Lean outlined the process as a: “Participatory process to engage people so that they can relate themselves into it by connecting what they are concerned with and bringing it together with the collective … there must be some moments where there is an attempt to help people to socially analyse … to see the issue beyond the individual as part of the societal … and then trying to develop a strategy of action … building baby steps.”
Clearly, the purpose of uncovering underlying causes and relationships, of critical analysis is to identify appropriate and possible action.
3. Reflection and action:
When people are truly angry they are ready to act – but such action must be in the interests of the cause and the people who champion the cause – and it must be built on firm commitment in order to ensure the action is sustained. TfT has a firm belief in reflection with action and any training is structured so that theoretical / reflective phases are interspersed with practice phases in which participants put into action what they have learned.
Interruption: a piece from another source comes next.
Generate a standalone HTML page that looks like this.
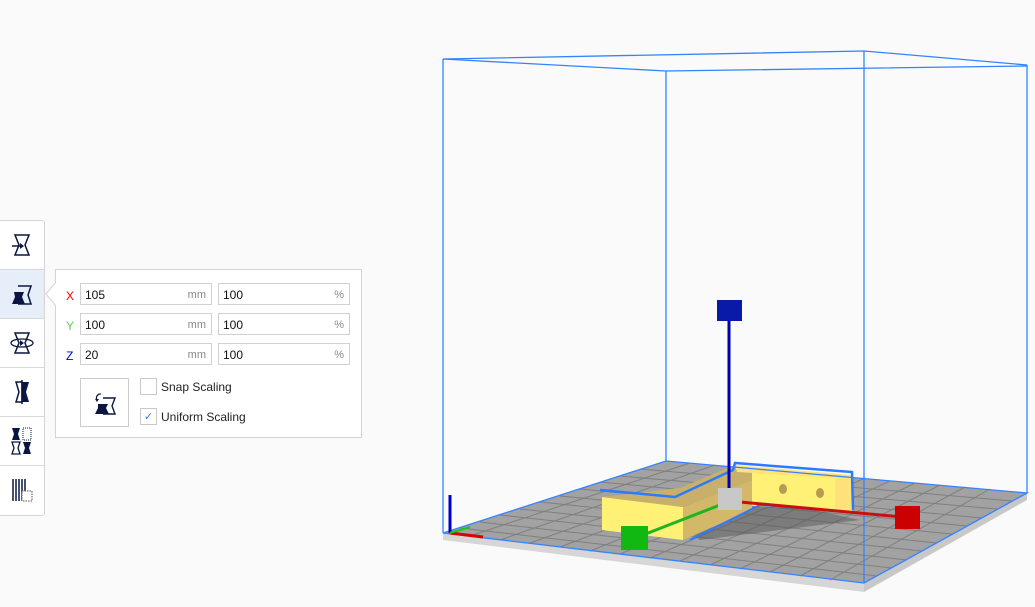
<!DOCTYPE html>
<html><head><meta charset="utf-8"><style>
body{margin:0;width:1035px;height:607px;background:#fafafa;font-family:"Liberation Sans",sans-serif;overflow:hidden;position:relative}
.tb{position:absolute;left:-1px;top:220px;width:44px;height:294px;background:#fff;border:1px solid #d4d4d4;border-radius:0 3px 3px 0}
.btn{height:48px;border-bottom:1px solid #d8d8d8;display:flex;align-items:center;justify-content:center}
.btn:last-child{border-bottom:none}
.sel{background:#e6eefa}
.pop{position:absolute;left:55px;top:269px;width:305px;height:167px;background:#fff;border:1px solid #d4d4d4}
.in{position:absolute;height:22px;border:1px solid #d0d0d0;background:#fff;font-size:12px;line-height:22px;padding-left:4px;box-sizing:border-box;color:#111}
.in span{position:absolute;right:5px;top:0;color:#888;font-size:11px}
.lb{position:absolute;font-size:12px}
.cb{position:absolute;width:17px;height:17px;border:1px solid #c8c8c8;box-sizing:border-box}
.ct{position:absolute;font-size:12px;color:#222}
</style></head><body>
<svg width="1035" height="607" style="position:absolute;left:0;top:0">
<polygon points="443,533 666,461 1027,493 864,583" fill="#a2a2a2"/>
<polygon points="443,533 864,583 864,592 443,540" fill="#d6d6d6"/>
<polygon points="864,583 1027,493 1027,500 864,592" fill="#c8c8c8"/>
<g stroke="#7c7c7c" stroke-width="1" opacity="0.9">
<line x1="460" y1="528" x2="877" y2="576"/><line x1="480" y1="522" x2="892" y2="568"/><line x1="500" y1="515" x2="907" y2="560"/><line x1="520" y1="509" x2="922" y2="551"/><line x1="540" y1="502" x2="937" y2="543"/><line x1="560" y1="496" x2="952" y2="534"/><line x1="580" y1="489" x2="967" y2="526"/><line x1="600" y1="482" x2="982" y2="518"/><line x1="620" y1="476" x2="997" y2="509"/><line x1="640" y1="469" x2="1012" y2="501"/>
<line x1="470" y1="536" x2="690" y2="463"/><line x1="500" y1="540" x2="715" y2="465"/><line x1="530" y1="543" x2="740" y2="468"/><line x1="560" y1="547" x2="765" y2="470"/><line x1="590" y1="551" x2="790" y2="472"/><line x1="620" y1="554" x2="815" y2="474"/><line x1="650" y1="558" x2="840" y2="476"/><line x1="680" y1="561" x2="865" y2="478"/><line x1="710" y1="565" x2="890" y2="481"/><line x1="740" y1="569" x2="915" y2="483"/><line x1="770" y1="572" x2="940" y2="485"/><line x1="800" y1="576" x2="965" y2="487"/><line x1="830" y1="580" x2="990" y2="489"/>
</g>
<polygon points="660,508 745,495 860,520 700,540" fill="#555" opacity="0.5"/>
<polygon points="602,497 602,530 683,540 683,507" fill="#fff176"/>
<polygon points="683,507 683,540 752,510 752,480" fill="#d2b868"/>
<polygon points="752,470 752,506 850,511 850,479" fill="#fff176"/>
<polygon points="602,497 683,507 752,480 752,470 730,467 680,488" fill="#c9b06a"/>
<polygon points="735,465 852,475 852,513 835,512 835,478 737,472" fill="#ffe27a"/>
<ellipse cx="783" cy="489" rx="4" ry="5" fill="#b89a50"/><ellipse cx="820" cy="493" rx="4" ry="5" fill="#b89a50"/>
<polyline points="600,490 675,497 733,470 735,463 852,472 853,510" fill="none" stroke="#2a7bff" stroke-width="2.5"/>
<polyline points="690,540 760,505 850,512" fill="none" stroke="#2a7bff" stroke-width="2"/>
<g stroke="#3383ff" stroke-width="1.3" fill="none">
<line x1="443" y1="59" x2="443" y2="533"/><line x1="666" y1="71" x2="666" y2="461"/><line x1="864" y1="51" x2="864" y2="583"/><line x1="1027" y1="65" x2="1027" y2="493"/>
<polyline points="443,59 864,51 1027,65"/><polyline points="443,59 666,71 1027,66"/>
<polygon points="443,533 666,461 1027,493 864,583"/>
</g>
<line x1="729" y1="318" x2="729" y2="498" stroke="#0000b0" stroke-width="3"/>
<rect x="717" y="300" width="25" height="21" fill="#0a1aa8"/>
<line x1="740" y1="502" x2="902" y2="517" stroke="#c81010" stroke-width="3"/>
<rect x="895" y="506" width="25" height="23" fill="#c00"/>
<line x1="720" y1="505" x2="643" y2="535" stroke="#1fb51f" stroke-width="3"/>
<rect x="621" y="526" width="27" height="24" fill="#12b812"/>
<rect x="718" y="488" width="24" height="22" fill="#c8c8c8"/>
<line x1="450" y1="495" x2="450" y2="533" stroke="#00c" stroke-width="3"/>
<line x1="450" y1="533" x2="483" y2="537" stroke="#d00" stroke-width="3"/>
<line x1="450" y1="533" x2="470" y2="527" stroke="#1c1" stroke-width="2"/>
</svg>
<div class="tb">
<div class="btn"><svg width="24" height="24"><path d="M5 2h14l-4 10 4 10H5l4-10z" fill="none" stroke="#0a1640" stroke-width="1.5"/><path d="M2 13h9" stroke="#0a1640" stroke-width="1.5"/><path d="M10 10l4 3-4 3z" fill="#0a1640"/></svg></div>
<div class="btn sel"><svg width="24" height="24"><path d="M8 4h13l-3 9 3 9H8" fill="none" stroke="#0a1640" stroke-width="1.5"/><path d="M4 10h10l-2 5 3 7H2l3-7z" fill="#0a1640"/></svg></div>
<div class="btn"><svg width="26" height="24"><path d="M6 2h14l-4 10 4 10H6l4-10z" fill="none" stroke="#0a1640" stroke-width="1.5"/><ellipse cx="13" cy="12" rx="11" ry="4" fill="none" stroke="#0a1640" stroke-width="1.3"/><path d="M11 9l4 3-4 3z" fill="#0a1640"/></svg></div>
<div class="btn"><svg width="24" height="26"><path d="M6 3h6v20H6l3-10z" fill="none" stroke="#0a1640" stroke-width="1.5"/><path d="M12 3h7l-3 10 3 10h-7z" fill="#0a1640"/><path d="M12 1v24" stroke="#0a1640" stroke-width="1.5"/></svg></div>
<div class="btn"><svg width="26" height="28"><path d="M3 1h8l-2 6 2 6H3l2-6z" fill="#0a1640"/><path d="M14 1h8v12h-8z" fill="none" stroke="#0a1640" stroke-dasharray="1 1"/><path d="M3 15h8l-2 6 2 6H3l2-6z" fill="none" stroke="#0a1640" stroke-width="1.3"/><path d="M14 15h8l-2 6 2 6h-8l2-6z" fill="#0a1640"/></svg></div>
<div class="btn"><svg width="26" height="26"><path d="M4 2v22M7 2v22M10 2v22M13 2v22M16 2v12" stroke="#0a1640" stroke-width="1.5"/><rect x="13" y="14" width="10" height="10" fill="#fff" stroke="#555" stroke-dasharray="1.5 1"/></svg></div>
</div>
<div class="pop">
<div class="lb" style="left:10px;top:19px;color:#e00">X</div>
<div class="lb" style="left:10px;top:49px;color:#5c5">Y</div>
<div class="lb" style="left:10px;top:79px;color:#00c">Z</div>
<div class="in" style="left:24px;top:13px;width:132px">105<span>mm</span></div>
<div class="in" style="left:162px;top:13px;width:132px">100<span>%</span></div>
<div class="in" style="left:24px;top:43px;width:132px">100<span>mm</span></div>
<div class="in" style="left:162px;top:43px;width:132px">100<span>%</span></div>
<div class="in" style="left:24px;top:73px;width:132px">20<span>mm</span></div>
<div class="in" style="left:162px;top:73px;width:132px">100<span>%</span></div>
<div style="position:absolute;left:24px;top:108px;width:47px;height:47px;border:1px solid #ccc;display:flex;align-items:center;justify-content:center"><svg width="26" height="26"><path d="M11 8h12l-3 8 3 8H11" fill="none" stroke="#0a1640" stroke-width="1.4"/><path d="M6 14h10l-2 4 3 6H3l3-6z" fill="#0a1640"/><path d="M9 4a4 4 0 0 0-4 6" fill="none" stroke="#0a1640" stroke-width="1.2"/><path d="M3 9l2 3 2-3z" fill="#0a1640"/></svg></div>
<div class="cb" style="left:84px;top:108px"></div>
<div class="ct" style="left:105px;top:110px">Snap Scaling</div>
<div class="cb" style="left:84px;top:138px;color:#3a7be0;font-size:11px;text-align:center;line-height:16px">✓</div>
<div class="ct" style="left:105px;top:140px">Uniform Scaling</div>
</div>
<svg width="12" height="24" style="position:absolute;left:45px;top:282px"><path d="M11 0L1 12 11 24" fill="#fff" stroke="#d4d4d4"/><rect x="11" y="0" width="2" height="24" fill="#fff"/></svg>
</body></html>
Both Nobuntu and Norma, TfT practitioners from the Eastern Cape, tell stories of how the TfT process was able to build the collective agency and confidence of communities. Popular education enables one to “speak to power” and to “question the authorities … and stand on a very firm ground”. Nobuntu describes how she was able to speak in Parliament about the effects of Monsanto on working class communities and Norma describes how a community locked authorities in the room because authorities wanted to leave after five minutes without addressing the concerns of the community. The community built the confidence to believe that “we are the governors”. The process of building confidence of ordinary people – people who can’t necessarily read or write, who do not have degrees and sometimes even jobs – is one of affirming the knowledge and experience that ordinary working class people have; that what they have matters and they can build on it and use it as the basis for taking collective action: “we are taking from our experiences in order for us to be able to think about the today so that we can move forward.”
Similarly, a story of how the Mbizana community challenged an Australian mining company illustrates how learning to question, to critically analyse can lead to community action in which the anger of a collective is channeled towards solutions. See:http://www.contextmasterclass.nl/docs/201111241155406418.pdf
What is the ‘transformation’ in TfT? Sally suggests it is primarily “a spiritual exercise”. Nobuntu describes the transformation process as: “Radical change, not change on the surface … radical change starts with the inner self … I situate myself here and my spirit is here … what is this vision that I have. How does this vision relate with the vision of the other people that are with me. So it is about real radical change. Change to the core and that change starts with me.”
The personal, emotional shifts include the development of a vision and hope for a different future. Norma calls her vision of transformation as a process towards “the inclusion of all humanity … starting from you as individual and then you go to the community … and then to the world … [my] vision for the world is to exercise ubuntu, the humanity, the justice”.
It is a deep transformation of the self, not a superficial process of learning the right words to say; rather it is about living the vision you are striving for.
Thelma from Uganda explains: “Transformation for me is a very holistic concept. It’s a process of growth in consciousness and what I like about TfT particularly, from the perspective of Paulo Freire is that growth in consciousness that you get from reflection on action and reflection on reality. “ At best, suggests Thelma, transformation is “emancipation is that release from the chains that bind you psychologically, emotionally, in terms of your own critical consciousness. So it’s freedom, and one of the tenants of Paulo Freire is freedom. Emancipation is very much part of transformation.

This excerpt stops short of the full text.